Skip the pictures and quote all of the lines exactly.

**RAW DATA**:
***

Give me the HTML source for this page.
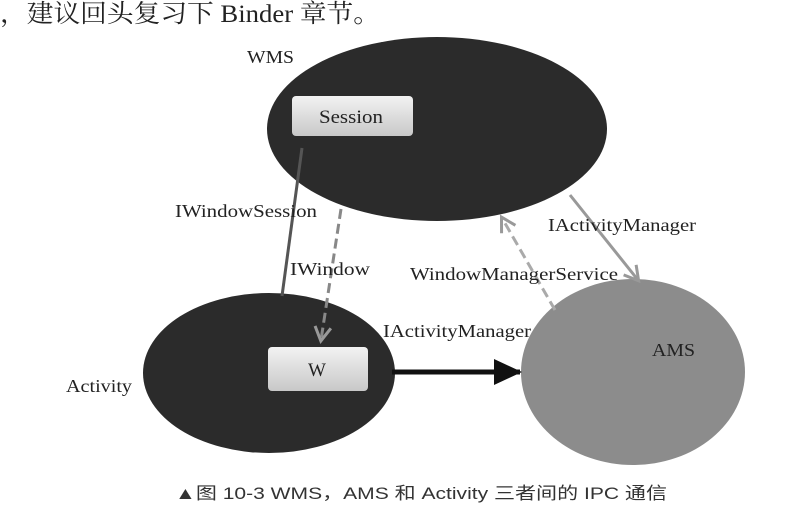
<html><body style="margin:0;width:800px;height:527px;background:#fff;overflow:hidden;position:relative;font-family:'Liberation Serif','Noto Serif CJK SC',serif">
<svg width="800" height="527" style="position:absolute;left:0;top:0">
<defs><linearGradient id="g" x1="0" y1="0" x2="0" y2="1"><stop offset="0" stop-color="#f2f2f2"/><stop offset="1" stop-color="#c8c8c8"/></linearGradient>
<marker id="a" markerUnits="userSpaceOnUse" markerWidth="30" markerHeight="30" refX="26" refY="15" orient="auto"><path d="M0,2L28,15L0,28z" fill="#111"/></marker>
<marker id="b" markerUnits="userSpaceOnUse" markerWidth="20" markerHeight="20" refX="15" refY="10" orient="auto"><path d="M2,2L16,10L2,18" fill="none" stroke="#999" stroke-width="3"/></marker></defs>
<text x="0" y="22" font-size="25" fill="#222" textLength="380" lengthAdjust="spacingAndGlyphs">，建议回头复习下 Binder 章节。</text>
<ellipse cx="437" cy="129" rx="170" ry="92" fill="#2b2b2b"/>
<ellipse cx="269" cy="373" rx="126" ry="80" fill="#2b2b2b"/>
<ellipse cx="633" cy="372" rx="112" ry="93" fill="#8c8c8c"/>
<rect x="292" y="96" width="121" height="40" rx="4" fill="url(#g)"/>
<rect x="268" y="347" width="100" height="44" rx="4" fill="url(#g)"/>
<line x1="282" y1="296" x2="302" y2="148" stroke="#555" stroke-width="3"/>
<line x1="341" y1="209" x2="321" y2="340" stroke="#888" stroke-width="3" stroke-dasharray="10,5" marker-end="url(#b)"/>
<line x1="392" y1="372" x2="520" y2="372" stroke="#111" stroke-width="5" marker-end="url(#a)"/>
<line x1="555" y1="310" x2="502" y2="218" stroke="#aaa" stroke-width="3" stroke-dasharray="10,5" marker-end="url(#b)"/>
<line x1="570" y1="195" x2="638" y2="280" stroke="#999" stroke-width="3" marker-end="url(#b)"/>
<g font-size="18" fill="#222" lengthAdjust="spacingAndGlyphs">
<text x="247" y="63" textLength="47" lengthAdjust="spacingAndGlyphs">WMS</text>
<text x="319" y="123" font-size="19" textLength="64" lengthAdjust="spacingAndGlyphs">Session</text>
<text x="308" y="376" font-size="19">W</text>
<text x="175" y="217" textLength="142" lengthAdjust="spacingAndGlyphs">IWindowSession</text>
<text x="290" y="275" textLength="80" lengthAdjust="spacingAndGlyphs">IWindow</text>
<text x="410" y="280" textLength="208" lengthAdjust="spacingAndGlyphs">WindowManagerService</text>
<text x="548" y="231" textLength="148" lengthAdjust="spacingAndGlyphs">IActivityManager</text>
<text x="383" y="337" textLength="148" lengthAdjust="spacingAndGlyphs">IActivityManager</text>
<text x="652" y="356" textLength="43" lengthAdjust="spacingAndGlyphs">AMS</text>
<text x="66" y="392" textLength="66" lengthAdjust="spacingAndGlyphs">Activity</text>
</g>
<text x="175" y="499" font-size="17" fill="#333" font-family="'Liberation Sans','Noto Sans CJK SC',sans-serif" textLength="492" lengthAdjust="spacingAndGlyphs">▲图 10-3  WMS，AMS 和 Activity 三者间的 IPC 通信</text>
</svg>
</body></html>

***

**SOLUTION FOR THIS PROBLEM**:
Give me the HTML source for this page.
<html><body style="margin:0;width:800px;height:527px;background:#fff;overflow:hidden;position:relative;font-family:'Liberation Serif','Noto Serif CJK SC',serif">
<svg width="800" height="527" style="position:absolute;left:0;top:0">
<defs><linearGradient id="g" x1="0" y1="0" x2="0" y2="1"><stop offset="0" stop-color="#f2f2f2"/><stop offset="1" stop-color="#c8c8c8"/></linearGradient>
<marker id="a" markerUnits="userSpaceOnUse" markerWidth="30" markerHeight="30" refX="26" refY="15" orient="auto"><path d="M0,2L28,15L0,28z" fill="#111"/></marker>
<marker id="b" markerUnits="userSpaceOnUse" markerWidth="20" markerHeight="20" refX="15" refY="10" orient="auto"><path d="M2,2L16,10L2,18" fill="none" stroke="#999" stroke-width="3"/></marker></defs>
<text x="0" y="22" font-size="25" fill="#222" textLength="380" lengthAdjust="spacingAndGlyphs">，建议回头复习下 Binder 章节。</text>
<ellipse cx="437" cy="129" rx="170" ry="92" fill="#2b2b2b"/>
<ellipse cx="269" cy="373" rx="126" ry="80" fill="#2b2b2b"/>
<ellipse cx="633" cy="372" rx="112" ry="93" fill="#8c8c8c"/>
<rect x="292" y="96" width="121" height="40" rx="4" fill="url(#g)"/>
<rect x="268" y="347" width="100" height="44" rx="4" fill="url(#g)"/>
<line x1="282" y1="296" x2="302" y2="148" stroke="#555" stroke-width="3"/>
<line x1="341" y1="209" x2="321" y2="340" stroke="#888" stroke-width="3" stroke-dasharray="10,5" marker-end="url(#b)"/>
<line x1="392" y1="372" x2="520" y2="372" stroke="#111" stroke-width="5" marker-end="url(#a)"/>
<line x1="555" y1="310" x2="502" y2="218" stroke="#aaa" stroke-width="3" stroke-dasharray="10,5" marker-end="url(#b)"/>
<line x1="570" y1="195" x2="638" y2="280" stroke="#999" stroke-width="3" marker-end="url(#b)"/>
<g font-size="18" fill="#222" lengthAdjust="spacingAndGlyphs">
<text x="247" y="63" textLength="47" lengthAdjust="spacingAndGlyphs">WMS</text>
<text x="319" y="123" font-size="19" textLength="64" lengthAdjust="spacingAndGlyphs">Session</text>
<text x="308" y="376" font-size="19">W</text>
<text x="175" y="217" textLength="142" lengthAdjust="spacingAndGlyphs">IWindowSession</text>
<text x="290" y="275" textLength="80" lengthAdjust="spacingAndGlyphs">IWindow</text>
<text x="410" y="280" textLength="208" lengthAdjust="spacingAndGlyphs">WindowManagerService</text>
<text x="548" y="231" textLength="148" lengthAdjust="spacingAndGlyphs">IActivityManager</text>
<text x="383" y="337" textLength="148" lengthAdjust="spacingAndGlyphs">IActivityManager</text>
<text x="652" y="356" textLength="43" lengthAdjust="spacingAndGlyphs">AMS</text>
<text x="66" y="392" textLength="66" lengthAdjust="spacingAndGlyphs">Activity</text>
</g>
<text x="175" y="499" font-size="17" fill="#333" font-family="'Liberation Sans','Noto Sans CJK SC',sans-serif" textLength="492" lengthAdjust="spacingAndGlyphs">▲图 10-3  WMS，AMS 和 Activity 三者间的 IPC 通信</text>
</svg>
</body></html>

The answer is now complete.